The heroes here are the same batch of jaded gifted youngsters that populate, in smaller capacity, other, much better comic movies. You'll notice Charlie Heaton's fiery yet innocent Sam, because he played a similar type in Netflix's "Stranger Things." The diehard "Game of Thrones" fans will be willing to stare at Williams read the takeout menu for an hour or so, but her character doesn't have a real arc or multi-dimensional build. The actors can't lift up material that comes off as phony in an instant.

It seems like every year, someone wants to relight the X-Men fire, and it comes off as a half-measure with ingredients we've seen before.

The cast tries hard, but they never carve anything out that is succinct. What we do get out of them isn't that great. Anya Taylor-Joy's accent doesn't just come and go; it overwhelms you the way a bad karaoke singer would right after a bad plate of nachos. The film is stuffed full with bad accents or just weak character development. After a few minutes of dialogue reading, the screenwriters just spin quickly to an action sequence. It doesn't work, because it just seems so fake.

Boone, known for making romantic comedies, dips his feet in the superhero waters, hoping to make an out of nowhere dent.

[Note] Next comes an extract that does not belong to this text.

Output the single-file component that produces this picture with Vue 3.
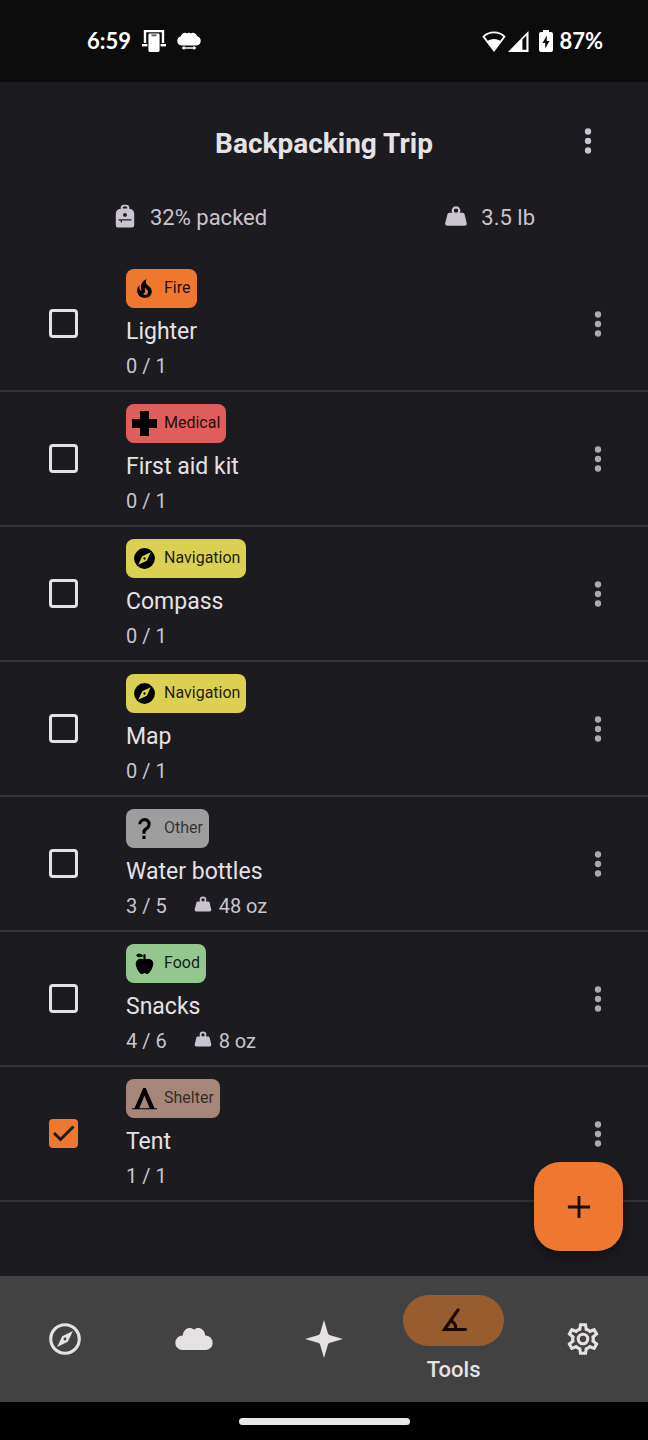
<script setup>
import { ref } from 'vue'

const paths = {
  fire: 'M17.66 11.2C17.43 10.9 17.15 10.64 16.89 10.38C16.22 9.78 15.46 9.35 14.82 8.72C13.33 7.26 13 4.85 13.95 3C13 3.23 12.17 3.75 11.46 4.32C8.87 6.4 7.85 10.07 9.07 13.22C9.11 13.32 9.15 13.42 9.15 13.55C9.15 13.77 9 13.97 8.8 14.05C8.57 14.15 8.33 14.09 8.14 13.93C8.08 13.88 8.04 13.83 8 13.76C6.87 12.33 6.69 10.28 7.45 8.64C5.78 10 4.87 12.3 5 14.47C5.06 14.97 5.12 15.47 5.29 15.97C5.43 16.57 5.7 17.17 6 17.7C7.08 19.43 8.95 20.67 10.96 20.92C13.1 21.19 15.39 20.8 17.03 19.32C18.86 17.66 19.5 15 18.56 12.72L18.43 12.46C18.22 12 17.66 11.2 17.66 11.2M14.5 17.5C14.22 17.74 13.76 18 13.4 18.1C12.28 18.5 11.16 17.94 10.5 17.28C11.69 17 12.4 16.12 12.61 15.23C12.78 14.43 12.46 13.77 12.33 13C12.21 12.26 12.23 11.63 12.5 10.94C12.69 11.32 12.89 11.7 13.13 12C13.9 13 15.11 13.44 15.37 14.8C15.41 14.94 15.43 15.08 15.43 15.23C15.46 16.05 15.1 16.95 14.5 17.5Z',
  medical: 'M7.7 0H16.3V7.7H24V16.3H16.3V24H7.7V16.3H0V7.7H7.7Z',
  compass: 'M14.19,14.19L6,18L9.81,9.81L18,6M12,2A10,10 0 0,0 2,12A10,10 0 0,0 12,22A10,10 0 0,0 22,12A10,10 0 0,0 12,2M12,10.9A1.1,1.1 0 0,0 10.9,12A1.1,1.1 0 0,0 12,13.1A1.1,1.1 0 0,0 13.1,12A1.1,1.1 0 0,0 12,10.9Z',
  help: 'M10,19H13V22H10V19M12,2C17.35,2.22 19.68,7.62 16.5,11.67C15.67,12.67 14.33,13.33 13.67,14.17C13,15 13,16 13,17H10C10,15.33 10,13.92 10.67,12.92C11.33,11.92 12.67,11.33 13.5,10.67C15.92,8.43 15.32,5.26 12,5A3,3 0 0,0 9,8H6A6,6 0 0,1 12,2Z',
  apple: 'M20,10C22,13 17,22 15,22C13,22 13,21 12,21C11,21 11,22 9,22C7,22 2,13 4,10C6,7 9,7 11,8V5C5.38,8.07 4.11,3.78 4.11,3.78C4.11,3.78 6.77,0.19 11,5V3H13V8C15,7 18,7 20,10Z',
  tent: 'M10.8 2H13.2L21.6 21.3H24V22.4H0V21.3H2.4L10.8 2M12 9.2L7 21.3H17Z',
  weight: 'M12,3A4,4 0 0,1 16,7C16,7.73 15.81,8.41 15.46,9H18C18.95,9 19.75,9.67 19.95,10.56C21.96,18.57 22,18.78 22,19A2,2 0 0,1 20,21H4A2,2 0 0,1 2,19C2,18.78 2.04,18.57 4.05,10.56C4.25,9.67 5.05,9 6,9H8.54C8.19,8.41 8,7.73 8,7A4,4 0 0,1 12,3M12,5A2,2 0 0,0 10,7A2,2 0 0,0 12,9A2,2 0 0,0 14,7A2,2 0 0,0 12,5Z',
  backpack: 'M8 6V4.5A3 3 0 0 1 11 1.5H13A3 3 0 0 1 16 4.5V5.2A5 5 0 0 1 20.5 10V20.5A2 2 0 0 1 18.5 22.5H5.5A2 2 0 0 1 3.5 20.5V10A5 5 0 0 1 8 5.2M10 5H14V4A1 1 0 0 0 13 3.2H11A1 1 0 0 0 10 4M12 9.2A1.8 1.8 0 0 0 12 12.8A1.8 1.8 0 0 0 12 9.2M6 15V16.1H8V18H9.2V16.1H18V15Z',
  dots: 'M12 4A2 2 0 1 1 12 8A2 2 0 1 1 12 4M12 10A2 2 0 1 1 12 14A2 2 0 1 1 12 10M12 16A2 2 0 1 1 12 20A2 2 0 1 1 12 16Z',
  compassOutline: 'M7,17L10.2,10.2L17,7L13.8,13.8L7,17M12,11.1A0.9,0.9 0 0,0 11.1,12A0.9,0.9 0 0,0 12,12.9A0.9,0.9 0 0,0 12.9,12A0.9,0.9 0 0,0 12,11.1M12,2A10,10 0 0,1 22,12A10,10 0 0,1 12,22A10,10 0 0,1 2,12A10,10 0 0,1 12,2M12,4A8,8 0 0,0 4,12A8,8 0 0,0 12,20A8,8 0 0,0 20,12A8,8 0 0,0 12,4Z',
  cloud: 'M4.7 19A4.6 4.6 0 0 1 4.9 9.8C5.3 5.3 9.5 3.8 12 6C14.5 3.8 18.7 5.3 19.1 9.8A4.6 4.6 0 0 1 19.3 19Z',
  star: 'M12 0L14.5 8.6Q14.8 9.2 15.4 9.5L24 12L15.4 14.5Q14.8 14.8 14.5 15.4L12 24L9.5 15.4Q9.2 14.8 8.6 14.5L0 12L8.6 9.5Q9.2 9.2 9.5 8.6Z',
  angle: 'M20,19H4.09L14.18,4.43L15.82,5.57L11.28,12.13C12.89,12.96 14,14.62 14,16.54C14,16.7 14,16.85 13.97,17H20V19M7.91,17H11.96C12,16.86 12,16.7 12,16.54C12,15.28 11.24,14.22 10.14,13.78L7.91,17Z',
  cog: 'M12,8A4,4 0 0,1 16,12A4,4 0 0,1 12,16A4,4 0 0,1 8,12A4,4 0 0,1 12,8M12,10A2,2 0 0,0 10,12A2,2 0 0,0 12,14A2,2 0 0,0 14,12A2,2 0 0,0 12,10M10,22C9.75,22 9.54,21.82 9.5,21.58L9.13,18.93C8.5,18.68 7.96,18.34 7.44,17.94L4.95,18.95C4.73,19.03 4.46,18.95 4.34,18.73L2.34,15.27C2.21,15.05 2.27,14.78 2.46,14.63L4.57,12.97L4.5,12L4.57,11L2.46,9.37C2.27,9.22 2.21,8.95 2.34,8.73L4.34,5.27C4.46,5.05 4.73,4.96 4.95,5.05L7.44,6.05C7.96,5.66 8.5,5.32 9.13,5.07L9.5,2.42C9.54,2.18 9.75,2 10,2H14C14.25,2 14.46,2.18 14.5,2.42L14.87,5.07C15.5,5.32 16.04,5.66 16.56,6.05L19.05,5.05C19.27,4.96 19.54,5.05 19.66,5.27L21.66,8.73C21.79,8.95 21.73,9.22 21.54,9.37L19.43,11L19.5,12L19.43,13L21.54,14.63C21.73,14.78 21.79,15.05 21.66,15.27L19.66,18.73C19.54,18.95 19.27,19.04 19.05,18.95L16.56,17.95C16.04,18.34 15.5,18.68 14.87,18.93L14.5,21.58C14.46,21.82 14.25,22 14,22H10M11.25,4L10.88,6.61C9.68,6.86 8.62,7.5 7.85,8.39L5.44,7.35L4.69,8.65L6.8,10.2C6.4,11.37 6.4,12.64 6.8,13.8L4.68,15.36L5.43,16.66L7.86,15.62C8.63,16.5 9.68,17.14 10.87,17.38L11.24,20H12.76L13.13,17.39C14.32,17.14 15.37,16.5 16.14,15.62L18.57,16.66L19.32,15.36L17.2,13.81C17.6,12.64 17.6,11.37 17.2,10.2L19.31,8.65L18.56,7.35L16.15,8.39C15.38,7.5 14.32,6.86 13.12,6.62L12.75,4H11.25Z'
}

const items = ref([
  { name: 'Lighter', category: 'Fire', icon: 'fire', count: '0 / 1', packed: false },
  { name: 'First aid kit', category: 'Medical', icon: 'medical', count: '0 / 1', packed: false },
  { name: 'Compass', category: 'Navigation', icon: 'compass', count: '0 / 1', packed: false },
  { name: 'Map', category: 'Navigation', icon: 'compass', count: '0 / 1', packed: false },
  { name: 'Water bottles', category: 'Other', icon: 'help', count: '3 / 5', weight: '48 oz', packed: false },
  { name: 'Snacks', category: 'Food', icon: 'apple', count: '4 / 6', weight: '8 oz', packed: false },
  { name: 'Tent', category: 'Shelter', icon: 'tent', count: '1 / 1', packed: true }
])

const tabs = [
  { name: 'Navigation', icon: 'compassOutline' },
  { name: 'Weather', icon: 'cloud' },
  { name: 'Astronomy', icon: 'star' },
  { name: 'Tools', icon: 'angle', active: true },
  { name: 'Settings', icon: 'cog' }
]
</script>

<template>
  <div class="screen">
    <div class="status">
      <div class="status-group">
        <span class="clock">6:59</span>
        <svg width="24" height="22" viewBox="0 0 24 22">
          <path d="M3 13V1H21V13" fill="none" stroke="#fff" stroke-width="2.4" />
          <path d="M0 14H24V16.4H0Z" fill="#fff" />
          <path d="M5.4 3H18.6V22H5.4Z" fill="#0c0c0c" />
          <rect x="6.4" y="3.6" width="11.2" height="18.4" rx="1.4" fill="#fff" />
          <path d="M9 4.4H15L14 6.2H10Z" fill="#0c0c0c" opacity=".7" />
        </svg>
        <svg width="24" height="18" viewBox="0 0 24 18">
          <path d="M4.5 13.4A4.6 4.6 0 0 1 3.6 4.4C5 1 8 -.4 10.4 1.6L12 .6L13.600 1.6C16 -.4 19 1 20.400 4.4A4.600 4.600 0 0 1 19.500 13.4Z" fill="#fff" />
          <path d="M4.500 16L7.500 13.800V15.200H16.500V13.800L19.500 16L16.500 18V16.700H7.500V18Z" fill="#fff" />
        </svg>
      </div>
      <div class="status-group right">
        <svg width="24" height="21" viewBox="0 0 24 21">
          <path d="M12 1.3C7.8 1.3 4 3 1.5 5.6L12 19.5L22.5 5.6C20 3 16.2 1.3 12 1.3Z" fill="none" stroke="#fff" stroke-width="1.8" />
          <path d="M12 20L4.8 10.6C8.5 7 15.5 7 19.2 10.6Z" fill="#fff" />
        </svg>
        <svg width="21" height="21" viewBox="0 0 21 21">
          <path d="M0 21L20.5 0V21ZM14.4 8.6V18.8H18.4V4.6Z" fill="#fff" fill-rule="evenodd" />
        </svg>
        <svg class="battery" width="14" height="22" viewBox="0 0 14 22">
          <path d="M4 0H10V2H12A2 2 0 0 1 14 4V20A2 2 0 0 1 12 22H2A2 2 0 0 1 0 20V4A2 2 0 0 1 2 2H4Z" fill="#fff" />
          <path d="M7.8 5.5V11H10.5L6.2 18.5V13H3.5Z" fill="#0c0c0c" />
        </svg>
        <span class="clock">87%</span>
      </div>
    </div>

    <header class="header">
      <div class="title-row">
        <h1>Backpacking Trip</h1>
        <button class="icon-button" type="button" aria-label="List options">
          <svg class="icon" viewBox="0 0 24 24"><path :d="paths.dots" /></svg>
        </button>
      </div>
      <div class="stats">
        <div class="stat">
          <svg class="stat-icon" viewBox="0 0 24 24"><path fill-rule="evenodd" :d="paths.backpack" /></svg>
          <span>32% packed</span>
        </div>
        <div class="stat">
          <svg class="stat-icon" viewBox="0 0 24 24"><path :d="paths.weight" /></svg>
          <span>3.5 lb</span>
        </div>
      </div>
    </header>

    <main class="content">
      <ul class="list">
        <li v-for="(item, i) in items" :key="item.name" class="row">
          <span class="check">
            <input :id="'item-' + i" v-model="item.packed" type="checkbox" />
            <svg v-if="item.packed" class="tick" viewBox="0 0 29 29"><path d="M5 14L11.5 20.5L24.5 7.5" /></svg>
          </span>
          <div class="details">
            <span class="chip" :class="item.category.toLowerCase()">
              <svg class="chip-icon" viewBox="0 0 24 24"><path fill-rule="evenodd" :d="paths[item.icon]" /></svg>
              <span>{{ item.category }}</span>
            </span>
            <label class="name" :for="'item-' + i">{{ item.name }}</label>
            <div class="amount">
              <span>{{ item.count }}</span>
              <span v-if="item.weight" class="weight">
                <svg class="weight-icon" viewBox="0 0 24 24"><path :d="paths.weight" /></svg>
                <span>{{ item.weight }}</span>
              </span>
            </div>
          </div>
          <button class="icon-button dim" type="button" :aria-label="item.name + ' options'">
            <svg class="icon" viewBox="0 0 24 24"><path :d="paths.dots" /></svg>
          </button>
        </li>
      </ul>
      <button class="fab" type="button" aria-label="Add item">
        <svg class="icon" viewBox="0 0 24 24"><path d="M5 11.1H11.1V5H12.9V11.1H19V12.9H12.9V19H11.1V12.9H5Z" /></svg>
      </button>
    </main>

    <nav class="tabs">
      <a v-for="tab in tabs" :key="tab.name" href="#" class="tab" :class="{ active: tab.active }" :aria-label="tab.name">
        <span class="tab-icon">
          <svg class="icon" viewBox="0 0 24 24"><path fill-rule="evenodd" :d="paths[tab.icon]" /></svg>
        </span>
        <span v-if="tab.active" class="tab-label">{{ tab.name }}</span>
      </a>
    </nav>
    <div class="gesture"><span class="handle"></span></div>
  </div>
</template>

<style>
body {
  margin: 0;
  background: #1c1b1f;
}
</style>

<style scoped>
.screen {
  display: flex;
  flex-direction: column;
  min-height: 100vh;
  background: #1c1b1f;
  color: #e6e1e5;
  font-family: Roboto, "Noto Sans", sans-serif;
}
svg {
  display: block;
  flex: none;
}
.status {
  display: flex;
  align-items: center;
  justify-content: space-between;
  height: 82px;
  padding: 0 45px 0 87px;
  background: #0c0c0c;
  color: #fff;
}
.status-group {
  display: flex;
  align-items: center;
  gap: 11px;
}
.status-group.right {
  gap: 2px;
}
.battery {
  margin: 0 4px 0 8px;
}
.clock {
  font: 700 22px/28px Lato, Roboto, sans-serif;
}
.header {
  padding: 40px 0 24px;
}
.title-row {
  display: grid;
  grid-template-columns: 1fr auto 1fr;
  align-items: start;
  padding: 0 41px;
}
h1 {
  grid-column: 2;
  margin: 0;
  font-size: 28px;
  line-height: 44px;
  font-weight: 700;
}
.icon-button {
  justify-self: end;
  flex: none;
  width: 38px;
  height: 38px;
  padding: 0;
  border: 0;
  background: none;
  color: #cac4d0;
}
.icon-button.dim {
  color: #aca7b1;
}
.icon {
  width: 38px;
  height: 38px;
  fill: currentColor;
}
.stats {
  display: flex;
  justify-content: space-between;
  padding: 0 113px 0 112px;
  margin-top: 37px;
}
.stat {
  display: flex;
  align-items: flex-start;
  gap: 12px;
  color: #cac4d0;
  font-size: 22px;
  line-height: 30px;
}
.stat-icon {
  width: 26px;
  height: 26px;
  fill: currentColor;
}
.content {
  position: relative;
  flex: 1;
}
.list {
  margin: 0;
  padding: 0;
  list-style: none;
}
.row {
  display: flex;
  align-items: center;
  padding: 12px 31px 12px 49px;
  border-bottom: 2px solid #343337;
}
.check {
  display: grid;
  flex: none;
  margin-right: 48px;
}
.check input,
.tick {
  grid-area: 1 / 1;
  width: 29px;
  height: 29px;
}
.check input {
  appearance: none;
  box-sizing: border-box;
  margin: 0;
  border: 3px solid #e6e1e5;
  border-radius: 4px;
}
.check input:checked {
  border-color: #ef7830;
  background: #ef7830;
}
.tick {
  fill: none;
  stroke: #1c1b1f;
  stroke-width: 3;
  pointer-events: none;
}
.details {
  display: flex;
  flex: 1;
  flex-direction: column;
  align-items: flex-start;
  gap: 6px;
}
.chip {
  display: flex;
  align-items: flex-start;
  gap: 7px;
  margin-bottom: 2px;
  padding: 7px 6px;
  border-radius: 8px;
  color: rgba(0, 0, 0, 0.87);
  font-size: 16px;
  line-height: 23px;
}
.chip-icon {
  width: 25px;
  height: 25px;
  fill: #000;
}
.fire { background: #ef7830; }
.medical { background: #df5d5a; }
.navigation { background: #dbd052; }
.other { background: #9e9e9e; }
.food { background: #93c78d; }
.shelter { background: #a58679; }
.chip.other,
.chip.shelter {
  color: rgba(0, 0, 0, 0.7);
}
.name {
  font-size: 23px;
  line-height: 32px;
}
.amount {
  display: flex;
  gap: 26px;
  color: #cac4d0;
  font-size: 20px;
  line-height: 24px;
}
.weight {
  display: flex;
  align-items: flex-start;
  gap: 6px;
}
.weight-icon {
  width: 20px;
  height: 20px;
  fill: currentColor;
}
.fab {
  position: absolute;
  right: 25px;
  bottom: 25px;
  display: grid;
  place-items: center;
  width: 89px;
  height: 89px;
  padding: 0;
  border: 0;
  border-radius: 26px;
  background: #ef7830;
  color: #1c0c04;
  box-shadow: 0 5px 12px rgba(0, 0, 0, 0.4);
}
.tabs {
  display: flex;
  height: 126px;
  background: #424242;
}
.tab {
  display: flex;
  flex: 1;
  flex-direction: column;
  align-items: center;
  justify-content: center;
  gap: 10px;
  color: #e6e1e5;
  text-decoration: none;
}
.tab.active .tab-icon {
  display: grid;
  place-items: center;
  width: 101px;
  height: 51px;
  border-radius: 26px;
  background: #985d2f;
  color: #1c0802;
}
.tab-label {
  font-size: 22px;
  line-height: 28px;
  font-weight: 500;
}
.gesture {
  display: grid;
  place-items: center;
  height: 38px;
  background: #000;
}
.handle {
  width: 171px;
  height: 7px;
  border-radius: 4px;
  background: #e8e8e8;
}
</style>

But Boone is no Jon Watts, whom Feige and company picked up after his dazzling and twisted Kevin Bacon vehicle, "Cop Car." It was like a not-so-sweet version of Matthew McConaughey's "Mud." Boone doesn't bring any edge to the darkness that he aspired for in taking on the project. At least that's what he mentioned in the above-linked Screen Rant piece.

"The New Mutants" comes off more like diet "X-Men" than a true stand-alone feature. A better swing at this would have happened on network television. A hundred minutes isn't enough to show us if these thinly written heroes have a future. What we do get is less than subpar.

It's actually forgettable, and not in a drunken stumble kind of way. There isn't a noteworthy element to it, so when the credits do roll, you've already checked out completely.

"The New Mutants" was exactly what I thought it'd be: A weak impersonation of the Avengers mixed with unhinged mutant youth. You can pass this one up and take on a truly dark back-road like James Mangold's "Logan." Talk about leaning into a goal.

Here, Josh Boone tries to change pace with this superhero high school field trip, but the results are timid at best.